When VAULT_AUTH_METHOD is set to agent, the operator sets these RGW daemon flags:

rgw crypt sse s3 backend = vault
rgw crypt sse s3 vault auth = agent
rgw crypt sse s3 vault addr = http://127.0.0.1:8100
rgw crypt sse s3 vault secret engine = transit
rgw crypt sse s3 vault prefix = /v1/transit

Note that VAULT_ADDR points to the local Vault Agent proxy (injected by the webhook), not the actual Vault server. The Vault Agent handles forwarding requests to the real Vault server.

Operator Changes

When VAULT_AUTH_METHOD: agent is set in connectionDetails:

  1. The operator configures RGW with vault auth = agent and sets vault addr to the value of VAULT_ADDR from connectionDetails. For a sidecar agent, this is typically http://127.0.0.1:<port>, but users can point it to any Vault Agent they manage (e.g., a DaemonSet-based agent on a node-local address).
  2. The Vault Agent Injector webhook handles the injection of vault agent sidecar container.
  3. The operator skips the vault-initcontainer-token-file-setup init container for SSE-S3 since no static token is needed.

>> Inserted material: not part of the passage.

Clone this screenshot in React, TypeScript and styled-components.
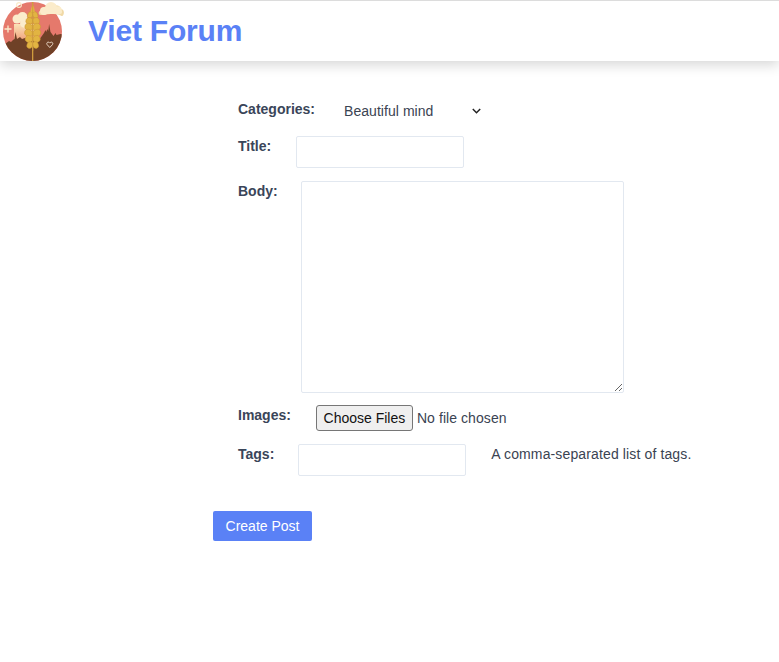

This does not affect KMS (SSE-KMS) token-based auth, which continues to use the init container as before.
  4. Token file flags (rgw crypt sse s3 vault auth and rgw crypt sse s3 vault token file) are not needed since there is no static token and the Vault Agent handles authentication. KMS token file flags are not affected.

Validation Rules

  1. When VAULT_AUTH_METHOD is agent, tokenSecretName must not be set for SSE-S3.
  2. KMS_PROVIDER must be vault.
  3. VAULT_SECRET_ENGINE: transit is required for SSE-S3.

Risks

If the Vault Agent Injector webhook is down when a new RGW pod is being created (e.g., after a node failure or rollout restart), the sidecar will not be injected. The pod would start without the Vault Agent, and RGW would fail to connect to Vault on localhost.

Mitigations:

  • Run the Vault Agent Injector with multiple replicas for high availability.
  • The webhook's default failurePolicy: Fail prevents the pod from being created if the webhook is unreachable. This means RGW pods will fail to schedule rather than run without the sidecar, and the Rook operator will keep retrying reconciliation until the injector is available again.